The standard unit for energy, including kinetic energy, is the Joule (J). This unit is named after James Prescott Joule, a British physicist who made significant contributions to the understanding of heat and energy.

One Joule is defined as the amount of energy transferred when a force of one Newton acts over a distance of one meter (1 J = 1 N·m). When we break down the kinetic energy formula’s units, we can see how the Joule naturally emerges:

1. Mass is in kilograms (kg).
2. Velocity is in meters per second (m/s), so velocity squared is (m/s)².
3. Therefore, KE units are kg · (m/s)² = kg · m² / s².

Recalling Newton’s second law, Force = mass × acceleration (F = ma), a Newton (N) is defined as kg · m / s². This means 1 N·m = (kg · m / s²) · m = kg · m² / s². Thus, the units align perfectly, confirming that the kinetic energy formula yields results in Joules.

Understanding unit consistency is a cornerstone of physics, ensuring that calculations are dimensionally correct and results are meaningful. For a deeper dive into the fundamental units of physics, resources like the National Aeronautics and Space Administration (NASA) provide extensive information on measurement standards used in scientific research.

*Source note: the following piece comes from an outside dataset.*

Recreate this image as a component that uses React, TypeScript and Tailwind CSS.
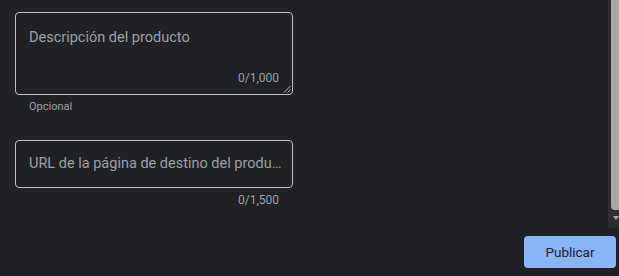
import React from "react";

export default function App() {
  return (
    <div
      className="w-[619px] h-[276px] bg-[#202124] overflow-hidden flex flex-col"
      style={{ fontFamily: "Roboto, 'Liberation Sans', sans-serif" }}
    >
      <div className="flex h-[228px]">
        <div className="flex-1 pt-[12px] pl-[15px]">
          {/* Description field */}
          <div className="relative w-[278px] h-[83px] border border-[#bdc1c6] rounded-[4px] flex flex-col justify-between pt-[15px] pl-[13px] pr-[13px] pb-[8px]">
            <div className="text-[14.5px] leading-[20px] text-[#9aa0a6]">
              Descripción del producto
            </div>
            <div className="text-right text-[12px] leading-[16px] text-[#9aa0a6]">
              0/1,000
            </div>
            <svg
              className="absolute right-[1px] bottom-[1px]"
              width="8"
              height="8"
              viewBox="0 0 8 8"
            >
              <line x1="1" y1="7.5" x2="7.5" y2="1" stroke="#bdc1c6" strokeWidth="1" />
              <line x1="4.5" y1="7.5" x2="7.5" y2="4.5" stroke="#bdc1c6" strokeWidth="1" />
            </svg>
          </div>
          <div className="pl-[14px] mt-[4px] text-[11px] leading-[16px] text-[#9aa0a6]">
            Opcional
          </div>

          {/* URL field */}
          <div className="mt-[25px] w-[278px] h-[48px] border border-[#bdc1c6] rounded-[4px] flex items-center pl-[13px] pr-[9px]">
            <div className="text-[14.5px] leading-[20px] text-[#9aa0a6] whitespace-nowrap overflow-hidden text-ellipsis">
              URL de la página de destino del producto
            </div>
          </div>
          <div className="w-[278px] pr-[14px] mt-[4px] text-right text-[12px] leading-[16px] text-[#9aa0a6]">
            0/1,500
          </div>
        </div>

        {/* Scrollbar */}
        <div className="w-[11px] h-[228px] bg-[#2c2d30] flex flex-col pl-[3px]">
          <div className="h-[210px] w-[8px] bg-[#a8a8a8] rounded-bl-[4px]" />
          <div className="flex-1 flex items-start pt-[6px] pl-[2px]">
            <svg width="6" height="5" viewBox="0 0 6 5">
              <polygon points="0,0 6,0 3,4" fill="#a8a8a8" />
            </svg>
          </div>
        </div>
      </div>

      <div className="flex justify-end pt-[8px] pr-[3px]">
        <button className="w-[92px] h-[32px] rounded-[4px] bg-[#8ab4f8] text-[#202124] text-[13.5px] font-normal">
          Publicar
        </button>
      </div>
    </div>
  );
}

Step-by-Step Calculation Examples

Applying the kinetic energy formula involves a few clear steps. Let’s work through a couple of examples to solidify this process.

Example 1: A Rolling Bowling Ball

A bowling ball has a mass of 6 kg and is rolling down the lane at a speed of 5 m/s. What is its kinetic energy?

1. Identify known values:
   • Mass (m) = 6 kg
   • Velocity (v) = 5 m/s
2. State the formula: KE = ½mv²
3. Substitute the values: KE = ½ × 6 kg × (5 m/s)²
4. Calculate the square of the velocity: (5 m/s)² = 25 m²/s²
5. Perform the multiplication: KE = ½ × 6 kg × 25 m²/s² = 3 kg × 25 m²/s² = 75 kg·m²/s²
6. State the final answer with units: KE = 75 Joules (J)

Example 2: A Moving Car

A car with a mass of 1200 kg is traveling at a speed of 72 km/h. Determine its kinetic energy.

1. Identify known values:
   • Mass (m) = 1200 kg
   • Velocity (v) = 72 km/h
2. Convert velocity to m/s:
   • 1 km = 1000 m
   • 1 hour = 3600 seconds
   • 72 km/h = 72 × (1000 m / 3600 s) = 72 × (10/36) m/s = 20 m/s
3. State the formula: KE = ½mv²
4. Substitute the values: KE = ½ × 1200 kg × (20 m/s)²
5. Calculate the square of the velocity: (20 m/s)² = 400 m²/s²
6. Perform the multiplication: KE = ½ × 1200 kg × 400 m²/s² = 600 kg × 400 m²/s² = 240,000 kg·m²/s²
7. State the final answer with units: KE = 240,000 Joules (J) or 240 kJ

The Work-Energy Theorem: A Deeper Connection

Kinetic energy is closely linked to the concept of work in physics. The work-energy theorem states that the net work done on an object is equal to the change in its kinetic energy. This theorem provides a powerful tool for analyzing motion without directly dealing with forces and accelerations over time.

Work (W) is done when a force causes a displacement. If a net force does positive work on an object, the object’s kinetic energy increases. If a net force does negative work (e.g., friction slowing an object), the object’s kinetic energy decreases. The theorem is expressed as W_net = ΔKE = KE_final – KE_initial.

This relationship highlights that work is a mechanism for transferring energy, specifically changing an object’s kinetic state. For learners seeking to understand the intricate connections between energy and motion, resources from institutions like Massachusetts Institute of Technology (MIT) offer comprehensive courses and materials.

Factor Change	Impact on Kinetic Energy (KE)	Mathematical Relationship
Doubling Mass (2m)	KE doubles	KE’ = ½(2m)v² = 2(½mv²) = 2 KE
Halving Mass (m/2)	KE halves	KE’ = ½(m/2)v² = ½(½mv²) = ½ KE
Doubling Velocity (2v)	KE quadruples	KE’ = ½m(2v)² = ½m(4v²) = 4(½mv²) = 4 KE
Halving Velocity (v/2)	KE quarters	KE’ = ½m(v/2)² = ½m(v²/4) = ¼(½mv²) = ¼ KE

Factors Influencing Kinetic Energy

The formula KE = ½mv² clearly indicates the two primary factors that determine an object’s kinetic energy: its mass and its velocity. The nature of their influence, however, is distinct.

Mass has a linear relationship with kinetic energy. If you double the mass of an object while keeping its velocity constant, its kinetic energy will also double. This means a truck moving at a certain speed has significantly more kinetic energy than a small car moving at the same speed due to its greater mass.

Velocity has a quadratic relationship with kinetic energy. Doubling an object’s velocity, while keeping its mass constant, results in a four-fold increase in its kinetic energy. This quadratic dependence means that even modest increases in speed lead to substantial increases in the energy of motion. This principle is particularly significant in areas such as vehicle safety, where small speed increases have a major impact on collision energy.